Personal information
- Full name: Frederick John Green
- Date of birth: 6 March 1921
- Place of birth: Albert Park, Victoria
- Date of death: 7 January 1983 (aged 61)
- Place of death: Gold Coast Hospital, Southport, Queensland
- Original team(s): Brunswick United
- Height: 182 cm (6 ft 0 in)
- Weight: 83 kg (183 lb)
- Position(s): Ruckman

Playing career^{1}
- Years: Club / Games (Goals)
- 1939–41, 1943, 1946: Essendon / 049 0(7)
- 1947–51: St Kilda / 067 0(9)
- Total:  / 116 (16)

Coaching career
- Years: Club / Games (W–L–D)
- 1951: St Kilda / 18 (5)
- ^{1} Playing statistics correct to the end of 1951.

= Fred Green (footballer) =

Australian rules footballer

Frederick John Green (6 March 1921 - 7 January 1983) was an Australian rules footballer who played with Essendon and St Kilda in the Victorian Football League (VFL).

==Football==
Although he was not as tall as other ruckmen, Green was an effective knock ruckman during his career and also spent some time as a defender.

He played in Essendon's losing 1941 Grand Final team and left the club in 1944 due to Naval commitments.

Stationed in Canberra, Green captained the Navy side which competed in the CANFL and led them to the 1944 premiership. He continued playing in 1945 and won a Mulrooney Medal as the league's 'Best and fairest' player.

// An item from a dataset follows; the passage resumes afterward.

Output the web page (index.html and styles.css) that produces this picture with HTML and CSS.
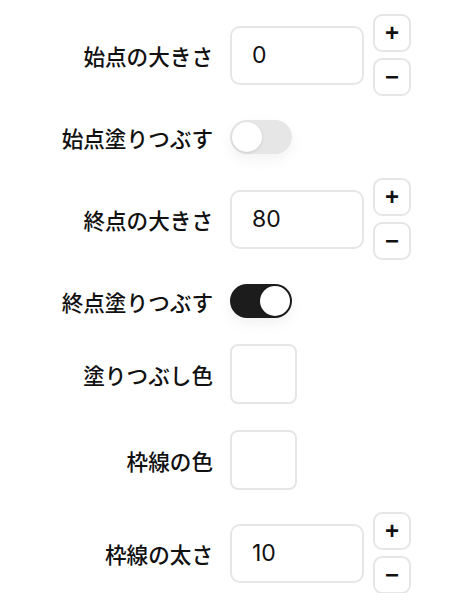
FILE: index.html
```html
<!DOCTYPE html>
<html lang="ja">
<head>
    <meta charset="UTF-8">
    <title>マーカー設定</title>
    <link rel="stylesheet" href="styles.css">
</head>
<body>

<div class="form">
    <div class="row row-num">
        <label class="label">始点の大きさ</label>
        <input class="num" type="text" value="0">
        <div class="stepper">
            <button class="step">+</button>
            <button class="step">&minus;</button>
        </div>
    </div>

    <div class="row row-toggle">
        <label class="label">始点塗りつぶす</label>
        <div class="toggle"><span class="knob"></span></div>
    </div>

    <div class="row row-num">
        <label class="label">終点の大きさ</label>
        <input class="num" type="text" value="80">
        <div class="stepper">
            <button class="step">+</button>
            <button class="step">&minus;</button>
        </div>
    </div>

    <div class="row row-toggle">
        <label class="label">終点塗りつぶす</label>
        <div class="toggle on"><span class="knob"></span></div>
    </div>

    <div class="row row-color">
        <label class="label">塗りつぶし色</label>
        <div class="swatch"></div>
    </div>

    <div class="row row-color">
        <label class="label">枠線の色</label>
        <div class="swatch"></div>
    </div>

    <div class="row row-num">
        <label class="label">枠線の太さ</label>
        <input class="num" type="text" value="10">
        <div class="stepper">
            <button class="step">+</button>
            <button class="step">&minus;</button>
        </div>
    </div>
</div>

</body>
</html>
```

FILE: styles.css
```css
body {
    margin: 0;
    background-color: #fff;
    color: #111;
    font-family: "Noto Sans CJK JP", "Noto Sans", sans-serif;
}
.form {
    display: flex;
    flex-direction: column;
    gap: 20px;
    padding-top: 13px;
}
.row {
    display: flex;
    align-items: center;
}
.row-num {
    height: 84px;
}
.row-toggle {
    height: 40px;
}
.row-color {
    height: 66px;
}
.row-num:last-child {
    height: 80px;
}
.label {
    width: 213px;
    margin-right: 17px;
    text-align: right;
    font-size: 21.6px;
    font-weight: 500;
    white-space: nowrap;
}
.num {
    box-sizing: border-box;
    width: 134px;
    height: 59px;
    padding: 0 0 0 20px;
    border: 2px solid #e6e6e6;
    border-radius: 10px;
    font-family: Inter, "Liberation Sans", sans-serif;
    font-size: 23px;
    color: #111;
    outline: none;
}
.stepper {
    display: flex;
    flex-direction: column;
    gap: 6px;
    margin-left: 9px;
}
.step {
    box-sizing: border-box;
    width: 38px;
    height: 38px;
    padding: 0;
    border: 2px solid #e6e6e6;
    border-radius: 9px;
    background-color: #fff;
    font-family: "Liberation Sans", sans-serif;
    font-size: 24px;
    font-weight: 700;
    line-height: 1;
    color: #111;
}
.toggle {
    box-sizing: border-box;
    width: 62px;
    height: 34px;
    padding: 2px;
    border-radius: 17px;
    background-color: #e6e6e6;
    box-shadow: 0 6px 14px rgba(0, 0, 0, 0.05);
}
.toggle .knob {
    display: block;
    width: 30px;
    height: 30px;
    border-radius: 50%;
    background-color: #fff;
    box-shadow: 0 1px 3px rgba(0, 0, 0, 0.12);
}
.toggle.on {
    background-color: #1c1c1c;
}
.toggle.on .knob {
    margin-left: 28px;
}
.swatch {
    box-sizing: border-box;
    width: 67px;
    height: 60px;
    border: 2px solid #e6e6e6;
    border-radius: 8px;
    background-color: #fff;
}
```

Green returned to Essendon in 1946 before crossing to St Kilda the following season. He celebrated his 100th VFL game with a five-point win over Fitzroy in 1950. Green captained St Kilda from 1949 to 1950 and was their playing coach in 1951.

==Honours==
He was made a Commander of the Most Excellent Order of the British Empire (CBE) in the 1977 New Year Honours List, for "public service".

==Death==
He died at the Gold Coast Hospital in Southport, Queensland on 7 January 1983.